La société civile ne reste pas en retrait. Bea Suavengco, créatrice d’Urban Farmer TV, oriente les jeunes citadins vers la culture potagère et transmet des savoir-faire. D’autres initiatives, à l’exemple d’ETIC Hotels à Manille ou de Tao Philippines à Palawan, combinent hébergement, écotourisme et permaculture. Ces démarches transforment la ville, activent des dynamiques collectives autour des espaces verts et des jardins communautaires. L’accès au foncier ou l’instabilité climatique posent encore des obstacles, mais la multiplication de ces projets redéfinit la gestion urbaine à l’échelle nationale.

Quels bénéfices pour l’environnement et la vie quotidienne en ville ?

Dans les rues denses de Manille comme sur les toits de Quezon City, le jardinage urbain s’impose comme une réponse concrète aux défis environnementaux. La multiplication des potagers domestiques et des jardins communautaires enrichit la biodiversité urbaine. Orchidées, palmiers, diptérocarpes : la ville voit naître de nouveaux corridors de biodiversité. Ces îlots végétalisés limitent l’effet de chaleur et participent à la régulation du microclimat, offrant un répit aux quartiers saturés de béton.

Les effets positifs touchent aussi la sécurité alimentaire. Une étude menée à Rizal, à Baras et Angono, montre que la présence d’un potager à domicile favorise une diversité alimentaire accrue chez les enfants d’âge préscolaire. Les récoltes, souvent partagées, deviennent un vecteur de solidarité. Jardiner, c’est consommer plus de produits frais, s’émanciper des circuits longs, réduire l’empreinte carbone et alléger la production de déchets organiques.

Les savoirs traditionnels des populations autochtones irriguent ces pratiques. Transmis au fil des générations, ils inspirent une gestion durable des ressources et guident la planification urbaine. La ville évolue : infrastructures vertes et pratiques agricoles se mêlent. Les habitants, moteurs de cette transition, réinventent un modèle plus résilient, respectueux de l’environnement et de leur santé.

jardin urbain

Des initiatives inspirantes qui transforment les quartiers philippins

À Quezon City, l’action politique se conjugue à l’engagement citoyen. Le programme GrowQC, impulsé par la maire Joy Belmonte, change la donne. Objectif : garantir la sécurité alimentaire au plus près du terrain, avec la ferme urbaine New Greenland en fer de lance. Légumes-feuilles, herbes aromatiques, racines comestibles prospèrent sur d’anciennes friches urbaines, redonnant vie au quartier. Miles Lilio, habitant engagé, témoigne : la production locale nourrit, fédère et transforme la perception de l’espace public.
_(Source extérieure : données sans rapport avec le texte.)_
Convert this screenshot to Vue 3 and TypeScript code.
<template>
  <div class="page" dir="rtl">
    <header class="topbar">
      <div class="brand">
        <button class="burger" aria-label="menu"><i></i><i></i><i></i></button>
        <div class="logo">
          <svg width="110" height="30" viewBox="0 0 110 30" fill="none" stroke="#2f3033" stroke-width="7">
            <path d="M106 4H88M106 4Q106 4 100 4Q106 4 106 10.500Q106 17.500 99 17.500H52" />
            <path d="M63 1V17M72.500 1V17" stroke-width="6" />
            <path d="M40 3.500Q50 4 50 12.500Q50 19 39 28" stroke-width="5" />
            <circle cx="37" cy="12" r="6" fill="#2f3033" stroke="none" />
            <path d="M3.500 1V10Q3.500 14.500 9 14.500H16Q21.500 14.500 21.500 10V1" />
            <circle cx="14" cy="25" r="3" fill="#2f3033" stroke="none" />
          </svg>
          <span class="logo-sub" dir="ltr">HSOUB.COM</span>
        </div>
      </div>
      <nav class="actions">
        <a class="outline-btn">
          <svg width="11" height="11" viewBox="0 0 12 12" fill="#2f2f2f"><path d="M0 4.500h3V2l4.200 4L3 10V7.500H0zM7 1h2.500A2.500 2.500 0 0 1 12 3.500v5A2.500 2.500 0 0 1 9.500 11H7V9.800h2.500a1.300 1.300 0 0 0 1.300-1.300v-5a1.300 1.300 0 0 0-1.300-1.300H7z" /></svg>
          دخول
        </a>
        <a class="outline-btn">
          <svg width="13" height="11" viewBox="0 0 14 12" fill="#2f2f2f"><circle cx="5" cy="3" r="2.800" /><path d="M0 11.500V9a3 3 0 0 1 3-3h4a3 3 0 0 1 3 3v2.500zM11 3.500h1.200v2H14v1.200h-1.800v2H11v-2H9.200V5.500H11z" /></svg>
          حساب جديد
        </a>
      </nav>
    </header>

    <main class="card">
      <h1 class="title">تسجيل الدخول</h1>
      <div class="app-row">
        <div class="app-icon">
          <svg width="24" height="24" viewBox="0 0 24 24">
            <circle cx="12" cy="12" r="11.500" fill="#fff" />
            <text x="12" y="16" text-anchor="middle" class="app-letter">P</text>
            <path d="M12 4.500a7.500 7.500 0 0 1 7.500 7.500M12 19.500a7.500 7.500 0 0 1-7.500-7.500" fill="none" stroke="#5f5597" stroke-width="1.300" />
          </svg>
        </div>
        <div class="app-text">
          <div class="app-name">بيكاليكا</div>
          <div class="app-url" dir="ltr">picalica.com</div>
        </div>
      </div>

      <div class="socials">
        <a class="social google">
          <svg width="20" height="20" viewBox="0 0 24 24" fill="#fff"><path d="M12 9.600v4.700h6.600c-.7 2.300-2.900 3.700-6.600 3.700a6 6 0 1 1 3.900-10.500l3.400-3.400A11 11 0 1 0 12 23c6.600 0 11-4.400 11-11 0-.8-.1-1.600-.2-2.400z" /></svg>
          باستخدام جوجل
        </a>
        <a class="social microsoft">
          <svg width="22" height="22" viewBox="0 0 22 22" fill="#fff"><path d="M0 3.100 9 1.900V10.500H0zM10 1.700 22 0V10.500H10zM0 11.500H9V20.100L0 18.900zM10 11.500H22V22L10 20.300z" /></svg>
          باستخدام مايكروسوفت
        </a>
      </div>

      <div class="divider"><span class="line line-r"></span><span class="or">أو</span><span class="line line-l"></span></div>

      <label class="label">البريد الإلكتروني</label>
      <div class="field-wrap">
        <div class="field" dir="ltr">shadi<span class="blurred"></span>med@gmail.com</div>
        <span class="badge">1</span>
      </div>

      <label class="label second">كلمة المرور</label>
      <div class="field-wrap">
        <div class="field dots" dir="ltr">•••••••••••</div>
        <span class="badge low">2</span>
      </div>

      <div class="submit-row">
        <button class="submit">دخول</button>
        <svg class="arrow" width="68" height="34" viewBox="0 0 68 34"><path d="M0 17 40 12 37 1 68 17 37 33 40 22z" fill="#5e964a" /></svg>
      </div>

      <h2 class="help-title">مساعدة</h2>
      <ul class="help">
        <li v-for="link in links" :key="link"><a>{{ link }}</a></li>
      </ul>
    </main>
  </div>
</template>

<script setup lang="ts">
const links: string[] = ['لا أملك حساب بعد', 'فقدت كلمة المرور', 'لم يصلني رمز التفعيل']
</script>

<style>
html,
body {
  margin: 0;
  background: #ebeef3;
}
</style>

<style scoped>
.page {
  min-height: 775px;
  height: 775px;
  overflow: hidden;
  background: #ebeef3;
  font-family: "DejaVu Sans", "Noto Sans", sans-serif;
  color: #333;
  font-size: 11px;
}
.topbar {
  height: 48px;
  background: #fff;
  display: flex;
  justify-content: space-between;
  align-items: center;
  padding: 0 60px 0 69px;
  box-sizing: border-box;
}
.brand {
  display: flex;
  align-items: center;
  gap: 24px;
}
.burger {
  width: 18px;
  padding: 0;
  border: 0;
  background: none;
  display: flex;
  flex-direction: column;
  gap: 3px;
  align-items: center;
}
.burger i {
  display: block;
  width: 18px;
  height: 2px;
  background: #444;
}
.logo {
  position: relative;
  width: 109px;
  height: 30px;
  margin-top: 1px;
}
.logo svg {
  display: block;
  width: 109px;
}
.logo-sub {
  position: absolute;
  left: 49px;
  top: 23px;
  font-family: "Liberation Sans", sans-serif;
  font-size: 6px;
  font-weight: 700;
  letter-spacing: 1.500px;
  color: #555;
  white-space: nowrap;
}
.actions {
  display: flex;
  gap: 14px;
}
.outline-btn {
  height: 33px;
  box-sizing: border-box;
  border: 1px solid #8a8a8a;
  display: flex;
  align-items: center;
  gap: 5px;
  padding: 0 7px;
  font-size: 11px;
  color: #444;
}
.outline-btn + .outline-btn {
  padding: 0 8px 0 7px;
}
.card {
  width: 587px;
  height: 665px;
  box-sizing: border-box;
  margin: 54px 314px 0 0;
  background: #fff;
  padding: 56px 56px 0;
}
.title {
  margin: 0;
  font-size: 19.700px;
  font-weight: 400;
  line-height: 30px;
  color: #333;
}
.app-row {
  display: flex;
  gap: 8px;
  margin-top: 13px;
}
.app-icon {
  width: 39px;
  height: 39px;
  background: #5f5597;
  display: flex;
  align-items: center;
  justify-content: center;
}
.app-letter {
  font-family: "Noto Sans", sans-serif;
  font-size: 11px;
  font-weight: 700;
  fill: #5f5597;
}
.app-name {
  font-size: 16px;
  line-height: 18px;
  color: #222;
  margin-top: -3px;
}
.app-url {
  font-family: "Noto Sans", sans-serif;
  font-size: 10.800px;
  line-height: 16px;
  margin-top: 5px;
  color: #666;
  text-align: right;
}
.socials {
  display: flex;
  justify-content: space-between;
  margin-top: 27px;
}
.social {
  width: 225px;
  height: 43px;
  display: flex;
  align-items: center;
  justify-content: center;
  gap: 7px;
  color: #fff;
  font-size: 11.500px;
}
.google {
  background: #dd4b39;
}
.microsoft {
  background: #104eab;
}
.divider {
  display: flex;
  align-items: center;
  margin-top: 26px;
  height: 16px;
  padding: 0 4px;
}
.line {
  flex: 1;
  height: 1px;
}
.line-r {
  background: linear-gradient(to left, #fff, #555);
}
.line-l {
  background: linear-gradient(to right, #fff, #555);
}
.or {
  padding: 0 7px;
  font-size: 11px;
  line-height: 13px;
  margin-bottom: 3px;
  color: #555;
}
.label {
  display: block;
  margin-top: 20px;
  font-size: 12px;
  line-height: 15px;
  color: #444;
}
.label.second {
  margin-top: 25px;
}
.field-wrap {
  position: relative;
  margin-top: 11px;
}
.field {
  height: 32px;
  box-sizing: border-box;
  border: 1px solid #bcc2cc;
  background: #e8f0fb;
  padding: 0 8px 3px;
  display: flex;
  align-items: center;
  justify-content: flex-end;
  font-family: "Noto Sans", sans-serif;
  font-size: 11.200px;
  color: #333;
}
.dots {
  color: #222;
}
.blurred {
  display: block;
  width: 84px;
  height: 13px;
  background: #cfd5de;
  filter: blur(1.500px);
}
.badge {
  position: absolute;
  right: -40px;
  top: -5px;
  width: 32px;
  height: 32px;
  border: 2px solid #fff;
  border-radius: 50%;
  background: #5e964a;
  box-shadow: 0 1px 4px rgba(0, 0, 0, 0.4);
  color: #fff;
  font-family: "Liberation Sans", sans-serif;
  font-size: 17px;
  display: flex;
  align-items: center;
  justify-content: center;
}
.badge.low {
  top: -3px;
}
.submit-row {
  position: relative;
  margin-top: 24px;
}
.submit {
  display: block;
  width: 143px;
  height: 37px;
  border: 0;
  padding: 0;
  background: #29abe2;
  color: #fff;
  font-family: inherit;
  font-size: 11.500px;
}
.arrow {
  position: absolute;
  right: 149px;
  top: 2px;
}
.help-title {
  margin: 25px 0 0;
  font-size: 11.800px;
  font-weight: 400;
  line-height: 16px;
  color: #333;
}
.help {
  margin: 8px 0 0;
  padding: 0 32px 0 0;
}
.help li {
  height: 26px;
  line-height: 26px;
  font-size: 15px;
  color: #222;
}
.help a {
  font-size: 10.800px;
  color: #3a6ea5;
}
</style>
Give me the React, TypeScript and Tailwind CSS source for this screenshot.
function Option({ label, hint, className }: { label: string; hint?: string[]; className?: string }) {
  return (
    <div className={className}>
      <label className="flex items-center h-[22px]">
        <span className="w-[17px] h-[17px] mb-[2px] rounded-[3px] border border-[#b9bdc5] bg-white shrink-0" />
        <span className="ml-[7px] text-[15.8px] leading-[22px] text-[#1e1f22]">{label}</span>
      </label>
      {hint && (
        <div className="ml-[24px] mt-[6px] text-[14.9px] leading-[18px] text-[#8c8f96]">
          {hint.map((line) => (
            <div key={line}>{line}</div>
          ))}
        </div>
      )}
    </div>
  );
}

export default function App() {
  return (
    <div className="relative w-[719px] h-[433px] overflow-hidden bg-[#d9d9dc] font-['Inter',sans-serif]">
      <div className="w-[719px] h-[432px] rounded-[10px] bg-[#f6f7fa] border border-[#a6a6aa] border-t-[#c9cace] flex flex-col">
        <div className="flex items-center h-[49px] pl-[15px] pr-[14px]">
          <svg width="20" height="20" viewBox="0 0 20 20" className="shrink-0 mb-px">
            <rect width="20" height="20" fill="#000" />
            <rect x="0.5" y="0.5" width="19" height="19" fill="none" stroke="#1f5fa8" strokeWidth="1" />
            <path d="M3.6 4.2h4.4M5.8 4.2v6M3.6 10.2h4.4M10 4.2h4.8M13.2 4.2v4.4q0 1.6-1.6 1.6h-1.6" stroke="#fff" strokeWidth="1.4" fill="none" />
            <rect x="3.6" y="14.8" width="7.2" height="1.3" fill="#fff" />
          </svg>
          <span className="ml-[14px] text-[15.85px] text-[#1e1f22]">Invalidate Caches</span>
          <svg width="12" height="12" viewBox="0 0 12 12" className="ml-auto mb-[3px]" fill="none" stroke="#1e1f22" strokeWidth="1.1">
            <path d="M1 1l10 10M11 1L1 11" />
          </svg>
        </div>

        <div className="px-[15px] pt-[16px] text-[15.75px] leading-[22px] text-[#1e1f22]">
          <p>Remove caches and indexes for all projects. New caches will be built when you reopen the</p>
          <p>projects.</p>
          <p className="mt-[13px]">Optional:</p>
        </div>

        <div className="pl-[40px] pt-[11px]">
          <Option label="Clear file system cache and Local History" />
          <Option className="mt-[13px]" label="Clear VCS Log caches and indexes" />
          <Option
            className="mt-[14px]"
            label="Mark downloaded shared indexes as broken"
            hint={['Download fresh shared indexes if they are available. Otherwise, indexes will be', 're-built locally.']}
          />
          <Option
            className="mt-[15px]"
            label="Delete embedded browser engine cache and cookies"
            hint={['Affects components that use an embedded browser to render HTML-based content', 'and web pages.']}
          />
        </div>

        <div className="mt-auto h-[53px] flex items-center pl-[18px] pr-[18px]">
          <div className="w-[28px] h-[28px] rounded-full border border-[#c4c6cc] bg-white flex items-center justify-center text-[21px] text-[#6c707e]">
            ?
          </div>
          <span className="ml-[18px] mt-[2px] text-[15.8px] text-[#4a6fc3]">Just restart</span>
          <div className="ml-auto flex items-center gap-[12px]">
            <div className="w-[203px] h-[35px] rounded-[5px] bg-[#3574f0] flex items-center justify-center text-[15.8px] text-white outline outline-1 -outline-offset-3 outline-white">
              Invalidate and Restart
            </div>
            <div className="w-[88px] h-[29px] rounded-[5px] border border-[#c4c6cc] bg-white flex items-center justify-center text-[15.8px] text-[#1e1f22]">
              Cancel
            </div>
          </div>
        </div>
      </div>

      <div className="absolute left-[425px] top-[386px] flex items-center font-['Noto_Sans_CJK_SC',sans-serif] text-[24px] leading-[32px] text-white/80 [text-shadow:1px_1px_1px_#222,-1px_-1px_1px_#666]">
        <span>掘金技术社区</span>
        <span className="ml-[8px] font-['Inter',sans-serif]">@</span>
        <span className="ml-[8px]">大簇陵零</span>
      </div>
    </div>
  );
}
La diffusion des pratiques ne s’arrête pas là. Bea Suavengco, à travers Urban Farmer TV, sensibilise une jeunesse urbaine souvent coupée du vivant. Vidéos, ateliers, échanges d’expériences : une nouvelle culture du jardinage urbain émerge, bien loin des clichés réservés à une élite. Balcons, toits, interstices urbains : écoles, associations et familles se saisissent de chaque occasion.

À Manille, ETIC Hotels intègre des potagers sur les toits de ses hébergements écologiques. Plus au sud, à Palawan, Tao Philippines, fondée par Jack Footit et Eddie Brock, développe un écotourisme ancré dans la permaculture. Ces initiatives locales s’inscrivent dans une dynamique plus large, rejoignant des stratégies nationales et internationales comme le Cadre mondial de la biodiversité de Kunming-Montréal. Ici, le tissu urbain s’invente chaque jour, porté par des citoyens décidés à ne pas renoncer à leur environnement.